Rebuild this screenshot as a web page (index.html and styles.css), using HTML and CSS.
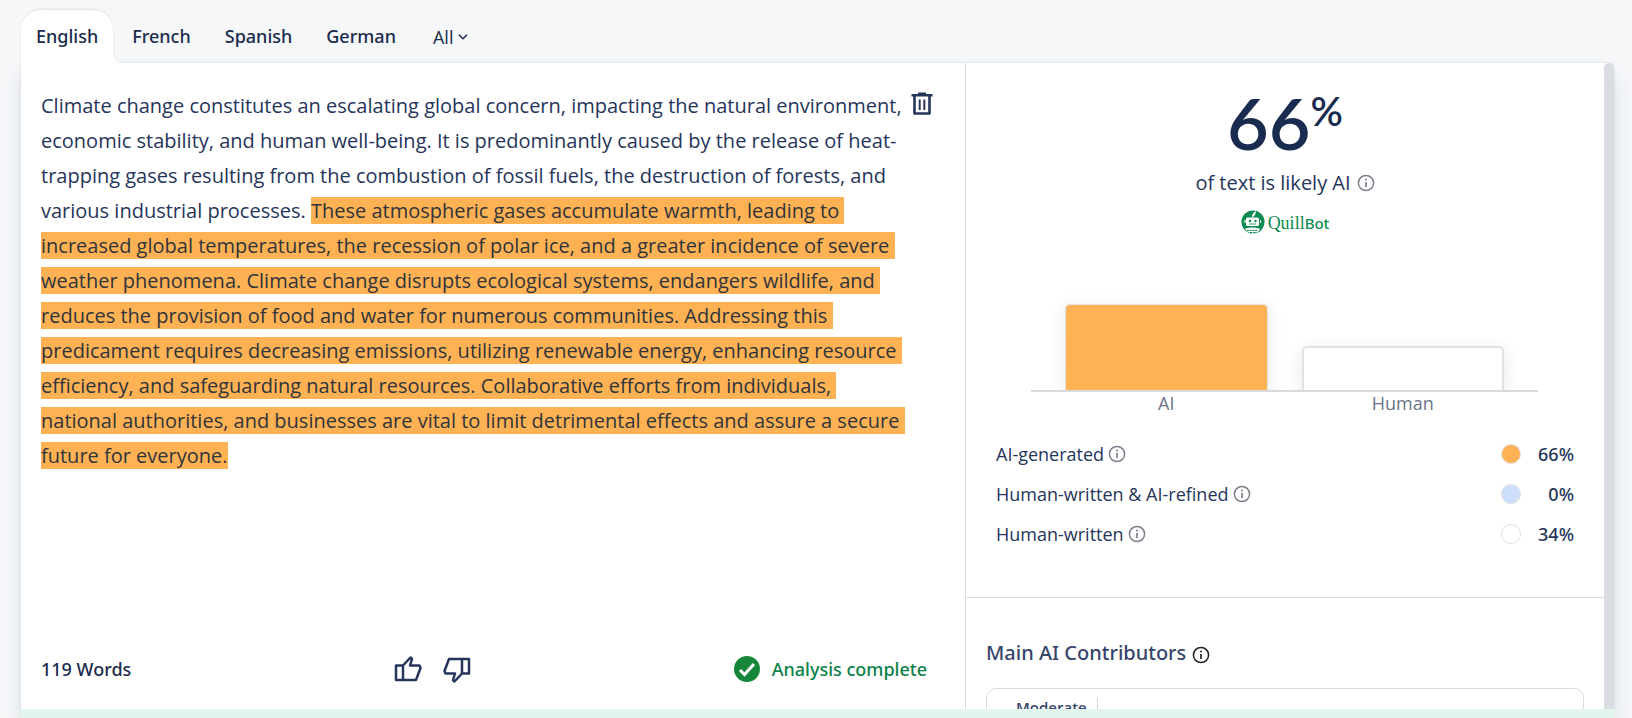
FILE: index.html
```html
<!DOCTYPE html>
<html lang="en">
<head>
<meta charset="utf-8">
<title>AI Detector</title>
<link rel="stylesheet" href="styles.css">
</head>
<body>
<svg class="defs" width="0" height="0" aria-hidden="true">
  <symbol id="info" viewBox="0 0 18 18">
    <circle cx="9" cy="9" r="7.6" fill="none" stroke="currentColor" stroke-width="1.5"/>
    <path d="M9 8v5" stroke="currentColor" stroke-width="1.7"/>
    <circle cx="9" cy="5.5" r="1" fill="currentColor"/>
  </symbol>
</svg>
<div class="app">
  <nav class="tabs" aria-label="Language">
    <button class="tab active">English<svg class="flare" viewBox="0 0 10 14" aria-hidden="true"><path d="M0 0C0 7 3 12 10 13.5H0z" fill="#fff"/><path d="M.5 0C.5 7 3 12 9 13.5" fill="none" stroke="#e3e6ea"/></svg></button>
    <button class="tab">French</button>
    <button class="tab">Spanish</button>
    <button class="tab">German</button>
    <button class="tab all">All<svg width="10" height="8" viewBox="0 0 10 8" aria-hidden="true"><path d="M1 1.8l4 4 4-4" fill="none" stroke="currentColor" stroke-width="1.5"/></svg></button>
  </nav>
  <div class="card">
    <main class="editor">
      <div class="body">
        <p class="text">Climate change constitutes an escalating global concern, impacting the natural environment, economic stability, and human well-being. It is predominantly caused by the release of heat-trapping gases resulting from the combustion of fossil fuels, the destruction of forests, and various industrial processes. <mark>These atmospheric gases accumulate warmth, leading to increased global temperatures, the recession of polar ice, and a greater incidence of severe weather phenomena. Climate change disrupts ecological systems, endangers wildlife, and reduces the provision of food and water for numerous communities. Addressing this predicament requires decreasing emissions, utilizing renewable energy, enhancing resource efficiency, and safeguarding natural resources. Collaborative efforts from individuals, national authorities, and businesses are vital to limit detrimental effects and assure a secure future for everyone.</mark></p>
        <button class="icon trash" aria-label="Delete text"><svg width="22" height="24" viewBox="0 0 22 24"><path d="M3.500 4v17.500h15V4" fill="none" stroke="currentColor" stroke-width="2.6" stroke-linejoin="round"/><path d="M.5 3.2h21M7 1.6h8" stroke="currentColor" stroke-width="2.4"/><path d="M8.7 7.500v10.500M13.300 7.500v10.500" stroke="currentColor" stroke-width="2"/></svg></button>
      </div>
      <footer class="footer">
        <span class="words">119 Words</span>
        <div class="votes">
          <button class="icon" aria-label="Good result"><svg width="28" height="28" viewBox="0 0 28 28" fill="none" stroke="currentColor" stroke-width="2.5" stroke-linejoin="round"><path d="M2 10.500h7V25H2zM9 10.500l7.500-8 1.500 1.500-2 6.500h9.500l1 2.500-4.500 12H9"/></svg></button>
          <button class="icon" aria-label="Poor result"><svg width="28" height="28" viewBox="0 0 28 28" fill="none" stroke="currentColor" stroke-width="2.5" stroke-linejoin="round"><path d="M26 18.500h-7V4h7zM19 18.500l-7.500 8-1.500-1.500 2-6.500H2.500l-1-2.500L6 4h13"/></svg></button>
        </div>
        <span class="status"><svg width="26" height="26" viewBox="0 0 26 26" aria-hidden="true"><circle cx="13" cy="13" r="13" fill="#16873a"/><path d="M6 14l4.500 4.500L20 8" fill="none" stroke="#fff" stroke-width="3"/></svg>Analysis complete</span>
      </footer>
    </main>
    <aside class="results">
      <section class="summary">
        <div class="score">66<sup>%</sup></div>
        <p class="likely">of text is likely AI <svg class="info"><use href="#info"/></svg></p>
        <div class="brand"><svg width="24" height="24" viewBox="0 0 24 24" aria-hidden="true"><circle cx="12" cy="12" r="11.500" fill="#0a8a50"/><path d="M11 7c0-2.500 1-4.500 4-6-.2 2.500-1 4.500-3 6z" fill="#fff"/><rect x="5" y="7.500" width="13" height="8.500" rx="1.500" fill="#fff"/><path d="M4 10v3M19.500 10v3" stroke="#fff" stroke-width="1.200"/><circle cx="9" cy="11" r="1.200" fill="#0a8a50"/><circle cx="14.500" cy="11" r="1.200" fill="#0a8a50"/><path d="M8 14h7" stroke="#0a8a50" stroke-width=".8"/><path d="M4 19c2-2 13-2 15 0l-1.500 2.500L12 24l-6-2.500z" fill="#fff"/><path d="M6 20.500h11M9 22.500h6" stroke="#0a8a50" stroke-width="1" stroke-dasharray="2 .7"/></svg><span class="wordmark"><span class="quill">Quill</span><span class="bot">Bot</span></span></div>
        <div class="chart">
          <div class="bars"><div class="bar ai"></div><div class="bar human"></div></div>
          <div class="labels"><span>AI</span><span>Human</span></div>
        </div>
        <ul class="legend">
          <li><span>AI-generated</span><svg class="info"><use href="#info"/></svg><i class="dot orange"></i><b>66%</b></li>
          <li><span>Human-written &amp; AI-refined</span><svg class="info"><use href="#info"/></svg><i class="dot blue"></i><b>0%</b></li>
          <li><span>Human-written</span><svg class="info"><use href="#info"/></svg><i class="dot"></i><b>34%</b></li>
        </ul>
      </section>
      <section class="contributors">
        <h2>Main AI Contributors <svg class="info dark"><use href="#info"/></svg></h2>
        <div class="panel"><span>Moderate</span></div>
      </section>
    </aside>
    <div class="scrollbar"></div>
  </div>
  <div class="banner"></div>
</div>
</body>
</html>
```
FILE: styles.css
```css
* { box-sizing: border-box; }
body {
  margin: 0;
  background: #f5f7f9;
  color: #26355a;
  font-family: "Open Sans", sans-serif;
  font-size: 18px;
}
button { border: 0; padding: 0; background: none; color: inherit; font: inherit; }
svg { display: block; }
.defs { position: absolute; }
.app {
  display: flex;
  flex-direction: column;
  height: 100vh;
  padding: 10px 18px 0 21px;
  overflow: hidden;
}

.tabs { display: flex; height: 53px; flex: none; }
.tab { padding: 0 17px 2px; color: #1b2b4d; font-family: "Noto Sans", sans-serif; font-weight: 500; }
.tab.active {
  position: relative;
  z-index: 1;
  margin-right: 2px;
  padding: 0 15px 2px;
  background: #fff;
  border-radius: 20px 20px 0 0;
  box-shadow: 0 -1px 2px #dfe2e6;
}
.flare { position: absolute; left: 100%; bottom: 0; width: 10px; height: 14px; }
.tab.all { display: flex; align-items: center; gap: 5px; padding: 0 20px; font-family: inherit; font-weight: 400; }

.card {
  display: grid;
  grid-template-columns: 944fr 639fr 10px;
  flex: 1;
  min-height: 0;
  background: #fff;
  border-radius: 0 8px 0 0;
  box-shadow: 0 0 3px #d5d9df, 0 14px 18px #d9dde3;
}
.editor { display: flex; flex-direction: column; min-width: 0; padding: 25px 32px 0 20px; }
.body { display: flex; flex: 1; justify-content: space-between; align-items: flex-start; }
.text { flex: 1; margin: 0; font-size: 20px; line-height: 35px; white-space: pre-wrap; }
mark { background: #ffb253; color: #30343c; }
.icon { color: #26355a; }
.trash { margin: 4px 0 0 6px; }
.footer {
  display: flex;
  align-items: center;
  justify-content: space-between;
  height: 80px;
  padding-right: 6px;
  font-family: "Noto Sans", sans-serif;
  font-weight: 500;
}
.words { color: #1b2b4d; }
.votes { display: flex; gap: 21px; }
.status { display: flex; align-items: center; gap: 12px; color: #0b8149; }

.results { min-width: 0; overflow: hidden; border-left: 1px solid #dadde0; }
.summary { padding: 22px 30px 0; height: 535px; border-bottom: 1px solid #dadde0; }
.score {
  display: flex;
  justify-content: center;
  height: 80px;
  color: #1a2b50;
  font-family: Lato, sans-serif;
  font-size: 72px;
  font-weight: 600;
  line-height: 74px;
}
.score sup { font-size: 40px; line-height: 52px; }
.likely { display: flex; align-items: center; justify-content: center; gap: 6px; margin: 3px 0 0; font-size: 20px; line-height: 30px; }
.info { width: 18px; height: 18px; color: #7c808a; }
.brand { display: flex; align-items: center; justify-content: center; gap: 3px; margin-top: 12px; height: 24px; color: #0a8a50; line-height: 24px; }
.quill { font-family: "Liberation Serif", serif; font-size: 18px; }
.bot { font-family: "Noto Sans", sans-serif; font-size: 15px; font-weight: 500; }
.chart { margin: 70px 36px 0 35px; }
.bars {
  display: grid;
  grid-template-columns: 1fr 1fr;
  gap: 34px;
  align-items: end;
  height: 88px;
  padding: 0 34px;
  border-bottom: 2px solid #d8dadd;
}
.bar { border: 2px solid #e0e2e5; border-bottom: 0; border-radius: 5px 5px 0 0; background: #fff; box-shadow: 0 4px 18px #e6e7ea; clip-path: inset(-20px -30px 0); }
.bar.ai { height: 86px; background: #ffb253; border-width: 1px; }
.bar.human { height: 44px; }
.labels { display: grid; grid-template-columns: 1fr 1fr; gap: 34px; padding: 0 34px; color: #6c7489; line-height: 22px; text-align: center; }
.legend { margin: 20px 0 0; padding: 0; list-style: none; }
.legend li { display: flex; align-items: center; gap: 4px; height: 40px; }
.dot { width: 20px; height: 20px; margin-left: auto; border: 1px solid #dee0e4; border-radius: 50%; }
.dot.orange { background: #ffb253; }
.dot.blue { background: #cddffb; }
.legend b { width: 49px; font-family: "Noto Sans", sans-serif; font-weight: 500; text-align: right; }
.contributors { padding: 40px 20px 0; }
.contributors h2 { display: flex; align-items: center; gap: 6px; margin: 0; color: #36456a; font-family: "Noto Sans", sans-serif; font-size: 20px; font-weight: 500; line-height: 30px; }
.info.dark { margin-top: 4px; color: #222; }
.panel { margin-top: 20px; height: 100px; padding: 9px 29px; border: 1px solid #dadde0; border-radius: 10px; }
.panel span { display: block; width: fit-content; padding-right: 10px; border-right: 1px solid #d1d5db; color: #36456a; font-size: 15px; font-weight: 600; line-height: 18px; }
.scrollbar { background: #d9dce0; border-radius: 5px 5px 0 0; }
.banner { position: relative; height: 9px; flex: none; background: #e3f6ed; }
```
-*-*-
_Problem_
Only lines with "styles" are wanted here; list each of them.

_Right answer_
Rebuild this screenshot as a web page (index.html and styles.css), using HTML and CSS.
<link rel="stylesheet" href="styles.css">
FILE: styles.css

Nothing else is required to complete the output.